From August 2004 through June 2005, Trautman served as the Commanding General, Marine Corps Base Hawaii; Deputy Commander, U. S. Marine Corps Forces, Pacific; and Deputy Commanding General, III Marine Expeditionary Force Hawaii. On June 10, 2005, Lieutenant General Trautman assumed command of the 1st Marine Aircraft Wing. On June 8, 2007, Trautman was promoted to Lieutenant General and ordered to Headquarters Marine Corps to serve as Deputy Commandant for Aviation.

==Personal decorations==
Lieutenant General Trautman's personal decorations include:

Naval Aviator Badge
| 1st Row | Navy Distinguished Service Medal | Defense Superior Service Medal w/ 1 oak leaf cluster |
| 2nd Row | Legion of Merit w/ 1 award star | Defense Meritorious Service Medal | Meritorious Service Medal w/ 3 award stars | Air Medal |
| 3rd Row | Navy and Marine Corps Commendation Medal | Combat Action Ribbon | Joint Meritorious Unit Award w/ 1 oak leaf cluster | Navy Unit Commendation |
| 4th Row | Navy Meritorious Unit Commendation | Marine Corps Expeditionary Medal | National Defense Service Medal w/ 2 service stars | Armed Forces Expeditionary Medal |
| 5th Row | Southwest Asia Service Medal | Global War on Terrorism Expeditionary Medal | Global War on Terrorism Service Medal | Armed Forces Service Medal |
| 6th Row | Humanitarian Service Medal | Navy Sea Service Deployment Ribbon w/ 5 service stars | Kuwait Liberation Medal (Saudi Arabia) | Kuwait Liberation Medal (Kuwait) |

Trautman received the Distinguished Alumni Award from the Penn State Board of Trustees in 2009.

==Education==
Lieutenant General Trautman earned a B.S. in Biology in 1974 from Pennsylvania State University where he was a member of the Sigma Tau Gamma fraternity.

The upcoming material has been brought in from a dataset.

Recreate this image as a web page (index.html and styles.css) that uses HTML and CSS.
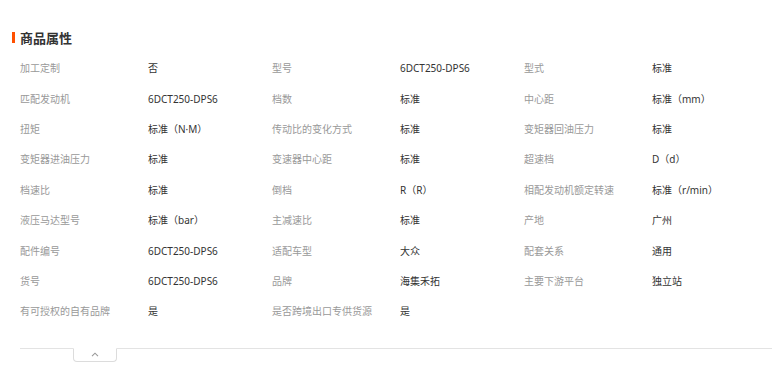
FILE: index.html
```html
<!DOCTYPE html>
<html lang="zh-CN">
<head>
<meta charset="utf-8">
<title>商品属性</title>
<link rel="stylesheet" href="styles.css">
</head>
<body>
<section class="attrs">
  <h2 class="attrs-title">商品属性</h2>
  <div class="attrs-grid">
    <span class="k">加工定制</span><span class="v">否</span>
    <span class="k">型号</span><span class="v">6DCT250-DPS6</span>
    <span class="k">型式</span><span class="v">标准</span>

    <span class="k">匹配发动机</span><span class="v">6DCT250-DPS6</span>
    <span class="k">档数</span><span class="v">标准</span>
    <span class="k">中心距</span><span class="v">标准（mm）</span>

    <span class="k">扭矩</span><span class="v">标准（N·M）</span>
    <span class="k">传动比的变化方式</span><span class="v">标准</span>
    <span class="k">变矩器回油压力</span><span class="v">标准</span>

    <span class="k">变矩器进油压力</span><span class="v">标准</span>
    <span class="k">变速器中心距</span><span class="v">标准</span>
    <span class="k">超速档</span><span class="v">D（d）</span>

    <span class="k">档速比</span><span class="v">标准</span>
    <span class="k">倒档</span><span class="v">R（R）</span>
    <span class="k">相配发动机额定转速</span><span class="v">标准（r/min）</span>

    <span class="k">液压马达型号</span><span class="v">标准（bar）</span>
    <span class="k">主减速比</span><span class="v">标准</span>
    <span class="k">产地</span><span class="v">广州</span>

    <span class="k">配件编号</span><span class="v">6DCT250-DPS6</span>
    <span class="k">适配车型</span><span class="v">大众</span>
    <span class="k">配套关系</span><span class="v">通用</span>

    <span class="k">货号</span><span class="v">6DCT250-DPS6</span>
    <span class="k">品牌</span><span class="v">海集禾拓</span>
    <span class="k">主要下游平台</span><span class="v">独立站</span>

    <span class="k">有可授权的自有品牌</span><span class="v">是</span>
    <span class="k">是否跨境出口专供货源</span><span class="v">是</span>
  </div>
  <div class="attrs-foot">
    <button class="fold" type="button" aria-label="收起">
      <svg width="8" height="5" viewBox="0 0 8 5"><path d="M1 4.2 L4 1.2 L7 4.2" fill="none" stroke="#999" stroke-width="1.1"/></svg>
    </button>
  </div>
</section>
</body>
</html>
```

FILE: styles.css
```css
html, body {
  margin: 0;
  padding: 0;
  background: #fff;
}
body {
  font-family: "Noto Sans", "Noto Sans CJK SC", sans-serif;
  width: 772px;
  height: 368px;
  overflow: hidden;
}
.attrs {
  padding: 30px 0 0 20px;
}
.attrs-title {
  position: relative;
  margin: 0;
  font-size: 13px;
  line-height: 16px;
  font-weight: 700;
  color: #333;
  font-family: "Noto Sans CJK SC", sans-serif;
}
.attrs-title::before {
  content: "";
  position: absolute;
  left: -8px;
  top: 2px;
  width: 3px;
  height: 11px;
  background: #ff5000;
}
.attrs-grid {
  display: grid;
  grid-template-columns: 128px 124px 128px 124px 128px 1fr;
  grid-auto-rows: 30.4px;
  align-items: center;
  margin-top: 7px;
  font-size: 10px;
  line-height: 14px;
}
.k {
  color: #999;
  letter-spacing: 0;
  font-family: "Noto Sans CJK SC", sans-serif;
}
.v {
  color: #333;
  font-family: "Noto Sans", "Noto Sans CJK SC", sans-serif;
}
.attrs-foot {
  margin-top: 21px;
  border-top: 1px solid #e3e3e3;
  padding-left: 53px;
}
.fold {
  display: flex;
  align-items: center;
  justify-content: center;
  width: 44px;
  height: 14px;
  margin-top: -1px;
  padding: 0;
  border: 1px solid #dcdcdc;
  border-top: 1px solid #fff;
  border-radius: 0 0 4px 4px;
  background: #fff;
}
```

He earned three master's degrees — an M.S. in Systems Management from the University of Southern California, an M.A. in International Relations from Salve Regina University, and an M.A. in National Security and Strategic Studies from the Naval War College. He is also a graduate of the Armed Forces Staff College and was a Fellow in residence at the Brookings Institution.

==Personal==
Trautman married Zoe Ann Yoder of Towanda, Pennsylvania on September 11, 1976.